Bunun bir başka versiyonunu yaşamış olmakla birlikte, insan bu şiirleri okuyan ve şiiri hisseden kişinin gittiğinde nasıl öküz hale gelebildiğini düşünmeden ve hatta takılıp kalmadan edemiyor…işte öyle
Mesela siz bir kadının kulağına eğilip İsmet Özel’in “Münacaat” şiirinden olmayacak diziler fısıldayıp, sonra “Biz arkadaşız.” derseniz burada bir sıkıntı var demektir.
Bu kısım beni vurdu epey çünkü burada bir sıkıntı var diye işaret ettiğimizde ıssız müslüman beylerden gelen karşılık genellikle şöyle bir şey oluyor “evet, müslüman bir kadın olarak kulağına münacaat’tan dizeler fısıldamama izin vermiş ve bundan keyif almış olman bir sıkıntı”
Bunun alt metni ne biliyor musunuz?

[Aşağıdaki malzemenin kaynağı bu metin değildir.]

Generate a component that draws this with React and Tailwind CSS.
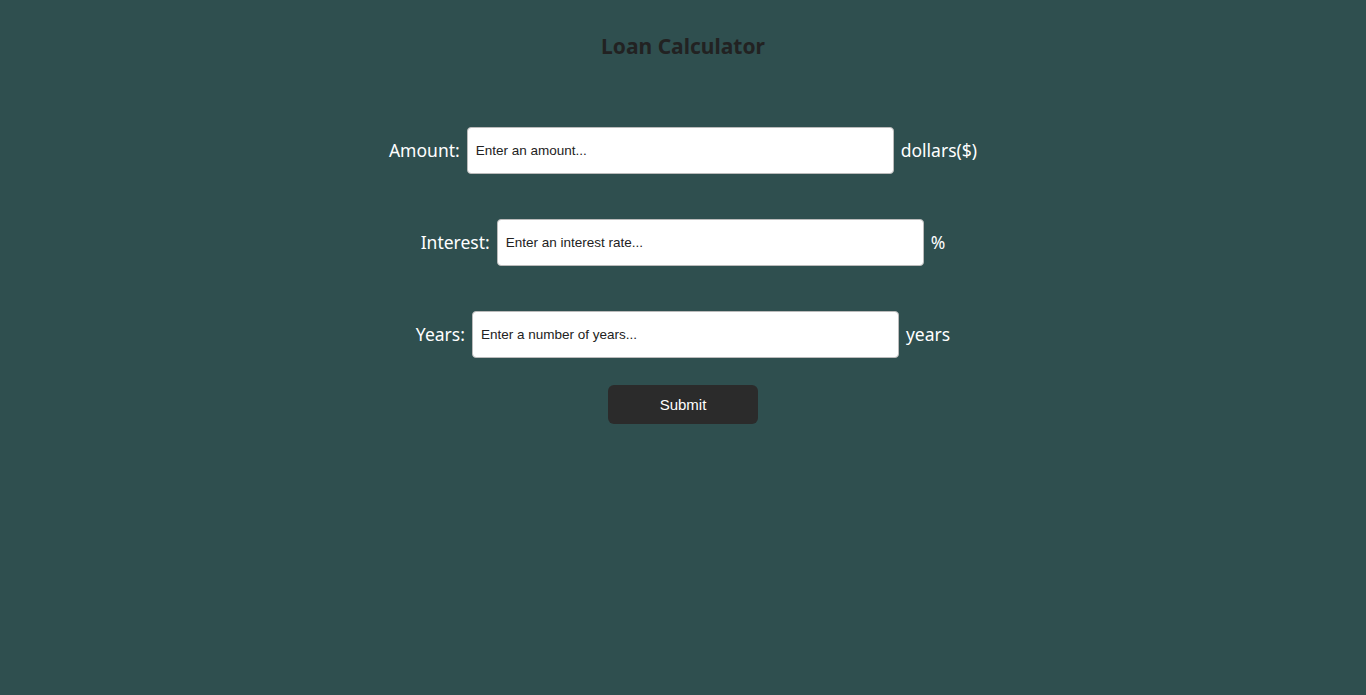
export default function App() {
  const rows = [
    { label: 'Amount:', placeholder: 'Enter an amount...', unit: 'dollars($)' },
    { label: 'Interest:', placeholder: 'Enter an interest rate...', unit: '%' },
    { label: 'Years:', placeholder: 'Enter a number of years...', unit: 'years' },
  ];

  return (
    <div className="min-h-[695px] bg-[#2f4f4f] flex flex-col items-center pt-[31px]" style={{ fontFamily: '"Noto Sans", "Open Sans", sans-serif' }}>
      <h1 className="text-[21px] leading-[30px] font-bold text-[#222222]">Loan Calculator</h1>

      <form className="flex flex-col items-center mt-[66px] gap-[45px]" onSubmit={(e) => e.preventDefault()}>
        {rows.map((row) => (
          <div key={row.label} className="flex items-center gap-[7px]">
            <label className="text-[17.5px] text-white">{row.label}</label>
            <input
              type="text"
              placeholder={row.placeholder}
              className="w-[427px] h-[47px] bg-white border border-[#bbbbbb] rounded-[4px] px-2 text-[13.5px] text-[#222] placeholder:text-[#222] outline-none"
              style={{ fontFamily: '"Liberation Sans", Arial, sans-serif' }}
            />
            <span className="text-[17.5px] text-white">{row.unit}</span>
          </div>
        ))}
      </form>

      <button
        type="button"
        className="mt-[27px] w-[150px] h-[39px] pt-px bg-[#2b2b2b] rounded-[6px] text-white text-[15px]"
        style={{ fontFamily: '"Liberation Sans", Arial, sans-serif' }}
      >
        Submit
      </button>
    </div>
  );
}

Issız Müslüman beyin sesinden okuyun şimdi: Kim bilir kaç kişi daha senin kulağına şiirler fısıldadı ve sen buna “ne yapıyorsun sen? kendine gel!” demedin. Üzgünüm kulağına bir şiir fısıldamış olabilirim, şiirin dediği gibi “Adem’e hata yapma fırsatını veren sensin”. Sen, Havva, kadın, SEN beni yoldan çıkardın ve ben kulağına bir şiir fısıldadım ama senin buna düşmüş olman seni evlenilebilirlik sınırları dışına çıkardı. Senin çelik gibi sağlam ve altın kadar değerli kalman ve bana tavır koyman gerekiyordu, çünkü karım olmak için Meryem kadar masum ve adanmış olmalısın. Bense Adem’im ve önüme çıkacak her Havva kızına kanabilirim.
Peki ya Yusuf? Hadi onu da beklemiyoruz. Gerçekten ama gerçekten bu erkeklerin istediği şey ne? Kendi hesabıma düşenden fazla karşılaştım bu erkek tipiyle ve gerçekten de sıkıntı galiba bizim her defasında bu şiirlere ve güzel sözlere ve o “hep sevişecek gibi” bakışlara kanacak kadar aptal olmamız, “Bir öpüşebilsek dünyayı soldurabileceğimize” gerçekten inanmamız.
sahane bir yazi ve sahane bir yorum!
kendi pur-i pakliklarindan zerre kuskusu olmayan bu erkeklerin kafa yapilarinin ne yazik ki duzeltilebileceginden hic umutlu degilim.
kadinlar olarak farkina varmak, bunlara prim vermemek tek care mi acaba?
Yazının genel muhtevasıyla ve sizin katkınızla ilgili olarak herhangi bir yorum yapmayacağım ancak yazınızda geçen “Adem’e hata yapma fırsatını veren sensin”. “Sen, Havva, kadın, SEN beni yoldan çıkardın” şeklindeki ifadeniz,eskilerin galatı meşhur dediği, hatta insanların bilinçaltına işlemiş “ademi aldatanın havva olduğu” şeklindeki yanlış bir bilgiye dayanıyor. Ademi aldatan havva değildir. Hem ademi hem havvayı aldatan şeytandır. Yani adem ile havva birlikte şeytanın “ebedilik/ölümsüzlük ve yok olmayacak mülk(hakimiyet)” vaadine kanmışlardır.ilgili ayetlerde bu husus çok net bir şekilde ifade edilmiştir. Bu konuyu arz etmek istedim.